Obama, incompreensivelmente um Nobel da Paz, parece
assomado do mesmo delírio do seu antecessor, e trata o mundo e a realidade como
um jogo virtual de videogame. Os drones, aviões não-tripulados, carregados de
armamento e guiados por controle remoto, alvejam os “inimigos” dos EUA localizados
em qualquer parte do mundo. Essas armas letais somente são disparadas mediante
ordens diretas do Presidente dos EUA que, portanto, tem a exata consciência dessa
ação criminosa e ilegal que sacrifica vidas inocentes.
A espionagem telefônica e cibernética escalou níveis
mais elevados, assumindo um padrão “Orwelliano”
de controle das informações e das comunicações, em nome da “guerra ao
terrorismo”. Segundo denúncia do ex-funcionário da CIA Edward Snowden, que
prestava serviços para a NSA (Agência Nacional de Segurança), o atual governo ampliou
os acordos secretos de cooperação das principais companhias telefônicas e dos maiores
provedores de serviços de internet do mundo [como Skype, Yahoo, Google,
Facebook e outros] com a “estratégia de segurança nacional” do país, executada
em nome da “segurança da comunidade internacional”.

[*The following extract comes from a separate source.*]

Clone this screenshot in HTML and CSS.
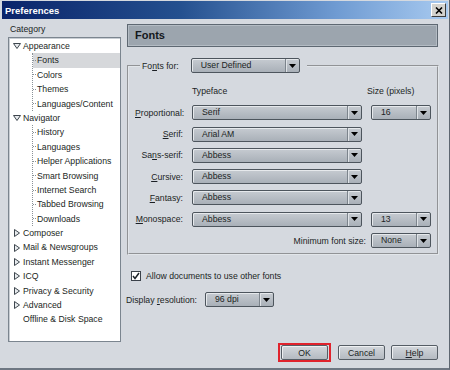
FILE: index.html
```html
<!DOCTYPE html>
<html lang="en">
<head>
    <meta charset="UTF-8">
    <title>Preferences</title>
    <link rel="stylesheet" href="styles.css">
</head>
<body>

<div class="window">
    <div class="titlebar">
        <span class="title">Preferences</span>
        <span class="close">
            <svg width="8" height="7" viewBox="0 0 8 7"><path d="M1 0.5 L7 6.5 M7 0.5 L1 6.5" stroke="#000" stroke-width="1.6"/></svg>
        </span>
    </div>

    <div class="main">
        <div class="side">
            <div class="side-label">Category</div>
            <div class="tree">
                <div class="row"><svg class="twisty" width="8" height="6" viewBox="0 0 8 6"><path d="M0.5 0.5 H7.5 L4 5.5 Z" fill="#e8ebee" stroke="#3e464e"/></svg>Appearance</div>
                <div class="children">
                    <div class="child selected">Fonts</div>
                    <div class="child">Colors</div>
                    <div class="child">Themes</div>
                    <div class="child">Languages/Content</div>
                </div>
                <div class="row"><svg class="twisty" width="8" height="6" viewBox="0 0 8 6"><path d="M0.5 0.5 H7.5 L4 5.5 Z" fill="#e8ebee" stroke="#3e464e"/></svg>Navigator</div>
                <div class="children">
                    <div class="child">History</div>
                    <div class="child">Languages</div>
                    <div class="child">Helper Applications</div>
                    <div class="child">Smart Browsing</div>
                    <div class="child">Internet Search</div>
                    <div class="child">Tabbed Browsing</div>
                    <div class="child">Downloads</div>
                </div>
                <div class="row"><svg class="twisty closed" width="6" height="8" viewBox="0 0 6 8"><path d="M0.5 0.5 V7.5 L5.5 4 Z" fill="#e8ebee" stroke="#3e464e"/></svg>Composer</div>
                <div class="row"><svg class="twisty closed" width="6" height="8" viewBox="0 0 6 8"><path d="M0.5 0.5 V7.5 L5.5 4 Z" fill="#e8ebee" stroke="#3e464e"/></svg>Mail &amp; Newsgroups</div>
                <div class="row"><svg class="twisty closed" width="6" height="8" viewBox="0 0 6 8"><path d="M0.5 0.5 V7.5 L5.5 4 Z" fill="#e8ebee" stroke="#3e464e"/></svg>Instant Messenger</div>
                <div class="row"><svg class="twisty closed" width="6" height="8" viewBox="0 0 6 8"><path d="M0.5 0.5 V7.5 L5.5 4 Z" fill="#e8ebee" stroke="#3e464e"/></svg>ICQ</div>
                <div class="row"><svg class="twisty closed" width="6" height="8" viewBox="0 0 6 8"><path d="M0.5 0.5 V7.5 L5.5 4 Z" fill="#e8ebee" stroke="#3e464e"/></svg>Privacy &amp; Security</div>
                <div class="row"><svg class="twisty closed" width="6" height="8" viewBox="0 0 6 8"><path d="M0.5 0.5 V7.5 L5.5 4 Z" fill="#e8ebee" stroke="#3e464e"/></svg>Advanced</div>
                <div class="row leaf">Offline &amp; Disk Space</div>
            </div>
        </div>

        <div class="panel">
            <div class="panel-title">Fonts</div>

            <fieldset class="group">
                <legend class="legend">
                    <span>Fo<u>n</u>ts for:</span>
                    <span class="select for-select"><span class="select-text">User Defined</span><span class="select-btn"><svg width="7" height="4" viewBox="0 0 7 4"><path d="M0 0 H7 L3.5 4 Z" fill="#000"/></svg></span></span>
                </legend>

                <div class="font-grid">
                    <span></span>
                    <span class="col-head">Typeface</span>
                    <span class="col-head size-head">Size (pixels)</span>

                    <label class="lbl"><u>P</u>roportional:</label>
                    <span class="select"><span class="select-text">Serif</span><span class="select-btn"><svg width="7" height="4" viewBox="0 0 7 4"><path d="M0 0 H7 L3.5 4 Z" fill="#000"/></svg></span></span>
                    <span class="select"><span class="select-text">16</span><span class="select-btn"><svg width="7" height="4" viewBox="0 0 7 4"><path d="M0 0 H7 L3.5 4 Z" fill="#000"/></svg></span></span>

                    <label class="lbl"><u>S</u>erif:</label>
                    <span class="select"><span class="select-text">Arial AM</span><span class="select-btn"><svg width="7" height="4" viewBox="0 0 7 4"><path d="M0 0 H7 L3.5 4 Z" fill="#000"/></svg></span></span>
                    <span></span>

                    <label class="lbl">Sa<u>n</u>s-serif:</label>
                    <span class="select"><span class="select-text">Abbess</span><span class="select-btn"><svg width="7" height="4" viewBox="0 0 7 4"><path d="M0 0 H7 L3.5 4 Z" fill="#000"/></svg></span></span>
                    <span></span>

                    <label class="lbl"><u>C</u>ursive:</label>
                    <span class="select"><span class="select-text">Abbess</span><span class="select-btn"><svg width="7" height="4" viewBox="0 0 7 4"><path d="M0 0 H7 L3.5 4 Z" fill="#000"/></svg></span></span>
                    <span></span>

                    <label class="lbl"><u>F</u>antasy:</label>
                    <span class="select"><span class="select-text">Abbess</span><span class="select-btn"><svg width="7" height="4" viewBox="0 0 7 4"><path d="M0 0 H7 L3.5 4 Z" fill="#000"/></svg></span></span>
                    <span></span>

                    <label class="lbl"><u>M</u>onospace:</label>
                    <span class="select"><span class="select-text">Abbess</span><span class="select-btn"><svg width="7" height="4" viewBox="0 0 7 4"><path d="M0 0 H7 L3.5 4 Z" fill="#000"/></svg></span></span>
                    <span class="select"><span class="select-text">13</span><span class="select-btn"><svg width="7" height="4" viewBox="0 0 7 4"><path d="M0 0 H7 L3.5 4 Z" fill="#000"/></svg></span></span>

                    <label class="lbl min-lbl">Minimum font size:</label>
                    <span class="select"><span class="select-text">None</span><span class="select-btn"><svg width="7" height="4" viewBox="0 0 7 4"><path d="M0 0 H7 L3.5 4 Z" fill="#000"/></svg></span></span>
                </div>
            </fieldset>

            <div class="check-row">
                <span class="checkbox"><svg width="8" height="8" viewBox="0 0 8 8"><path d="M1 4 L3 6.5 L7 1" fill="none" stroke="#1d2329" stroke-width="1.5"/></svg></span>
                <span>Allow documents to use other fonts</span>
            </div>

            <div class="res-row">
                <span>Display <u>r</u>esolution:</span>
                <span class="select res-select"><span class="select-text">96 dpi</span><span class="select-btn"><svg width="7" height="4" viewBox="0 0 7 4"><path d="M0 0 H7 L3.5 4 Z" fill="#000"/></svg></span></span>
            </div>

            <div class="buttons">
                <span class="highlight"><button class="btn">OK</button></span>
                <button class="btn">Cancel</button>
                <button class="btn"><u>H</u>elp</button>
            </div>
        </div>
    </div>
</div>

</body>
</html>
```

FILE: styles.css
```css
* {
    box-sizing: border-box;
}
body {
    margin: 0;
    font-family: "Liberation Sans", Arial, sans-serif;
    font-size: 8.7px;
    color: #1b1f24;
    background: #d5d9df;
}
u {
    text-decoration-thickness: 1px;
    text-underline-offset: 1px;
}
.window {
    width: 450px;
    height: 370px;
    display: flex;
    flex-direction: column;
    background: #d5d9df;
    border-right: 1px solid #5d6670;
    border-bottom: 2px solid #6e7782;
}
.titlebar {
    height: 18px;
    margin: 1px 1px 0 2px;
    padding: 0 2px 0 3px;
    display: flex;
    align-items: center;
    justify-content: space-between;
    background: linear-gradient(to right, #0a246a 0%, #24508f 40%, #6f9bd2 75%, #a8caf0 100%);
}
.title {
    color: #fff;
    font-weight: bold;
    font-size: 9.5px;
}
.close {
    width: 15px;
    height: 14px;
    display: flex;
    align-items: center;
    justify-content: center;
    background: #d4d3cf;
    border: 1px solid;
    border-color: #fff #3c3c3c #3c3c3c #fff;
}
.main {
    flex: 1;
    display: flex;
}

/* category tree */
.side {
    width: 123px;
    padding: 3px 0 0 8px;
}
.side-label {
    line-height: 14px;
    padding-left: 2px;
}
.tree {
    margin-top: 1px;
    width: 113px;
    height: 305px;
    padding-top: 1px;
    background: #fff;
    border: 1px solid #7b858f;
    box-shadow: inset 1px 1px 0 #c9ced4;
    overflow: hidden;
}
.row {
    height: 14.4px;
    line-height: 14.4px;
    padding-left: 4px;
    display: flex;
    align-items: center;
    white-space: nowrap;
}
.twisty {
    margin-right: 2px;
    flex: none;
}
.twisty.closed {
    margin-left: 1px;
    margin-right: 3px;
}
.row.leaf {
    padding-left: 14px;
}
.children {
    margin-left: 23px;
    border-left: 1px dotted #8a9298;
}
.child {
    height: 14.4px;
    line-height: 14.4px;
    white-space: nowrap;
    display: flex;
    align-items: center;
}
.child::before {
    content: "";
    width: 3px;
    margin-right: 1px;
    border-top: 1px dotted #8a9298;
}
.child.selected {
    background: #d6d8db;
}

/* right panel */
.panel {
    flex: 1;
    display: flex;
    flex-direction: column;
    padding: 5px 11px 6px 5px;
}
.panel-title {
    height: 23px;
    line-height: 21px;
    padding-left: 7px;
    font-size: 11px;
    font-weight: bold;
    color: #14181c;
    background: #9ca5ae;
    border: 1px solid #5e6872;
    box-shadow: inset 0 0 0 1px #b3bbc3;
}
.group {
    margin: 11px -1px 0 0;
    padding: 11px 6px 5px 6px;
    border: 2px groove #e2e6ea;
}
.legend {
    margin-left: 5px;
    padding: 0 7px 0 2px;
    display: flex;
    align-items: center;
    gap: 12px;
}
.font-grid {
    display: grid;
    grid-template-columns: 48px 170px 60px;
    column-gap: 9px;
    row-gap: 6.3px;
    align-items: center;
}
.col-head {
    line-height: 15px;
}
.size-head {
    margin-left: -4px;
}
.lbl {
    text-align: right;
    white-space: nowrap;
}
.min-lbl {
    grid-column: 1 / 3;
    margin-right: -4px;
}

/* dropdowns */
.select {
    height: 15px;
    display: flex;
    border: 1px solid #4d555d;
    border-radius: 2px;
    background: linear-gradient(#c6cbd1, #a9b0b8);
    box-shadow: inset 1px 1px 0 #e6e9ec;
}
.select-text {
    flex: 1;
    padding-left: 9px;
    line-height: 13px;
    white-space: nowrap;
}
.select-btn {
    width: 14px;
    display: flex;
    align-items: center;
    justify-content: center;
    border-left: 1px solid #7c848c;
    box-shadow: inset 1px 0 0 #dfe3e7;
}
.for-select {
    width: 109px;
}
.res-select {
    width: 69px;
}

.check-row {
    margin: 14px 0 0 4px;
    height: 14px;
    display: flex;
    align-items: center;
    gap: 5px;
}
.checkbox {
    width: 10px;
    height: 10px;
    display: flex;
    align-items: center;
    justify-content: center;
    background: #fff;
    border: 1px solid #3b424a;
}
.res-row {
    margin: 9px 0 0 -1px;
    display: flex;
    align-items: center;
    gap: 8px;
}

.buttons {
    margin-top: auto;
    display: flex;
    align-items: center;
    justify-content: flex-end;
    gap: 6px;
}
.highlight {
    display: flex;
    padding: 0 1px;
    border: 2px solid #e0232d;
    margin-right: 1px;
}
.btn {
    width: 47px;
    height: 15px;
    padding: 0;
    font: inherit;
    color: #1b1f24;
    border: 1px solid #555d65;
    border-radius: 2px;
    background: linear-gradient(#d3d7dc, #b4bac1);
    box-shadow: inset 1px 1px 0 #eef0f2;
}
```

Não se sabe ao certo a finalidade dessas informações
obtidas ilegalmente. É possível que não se destinem somente a programas militares
e de segurança. Na internet e nas redes sociais transitam quantidades incalculáveis
de informações pessoais e íntimas, reveladoras de hábitos de consumo, de modos
de vida, de preferências culturais, de rotinas e de relacionamentos.
As políticas da hiperpotência dominante do mundo são
incompatíveis com as conquistas iluministas da razão, da liberdade, da
igualdade, da tolerância e da democracia. São políticas antagônicas ao mundo
democrático, multipolar, tolerante e de paz que necessitamos, “não menos real que o mundo que conhecemos e
padecemos”, como afirma Eduardo Galeano. O retrocesso em mais de 200 anos
em relação às conquistas civilizatórias e iluministas da humanidade converte a
“esfinge da esperança” em uma pobre caricatura menor da
História que está sendo escrita como uma farsa.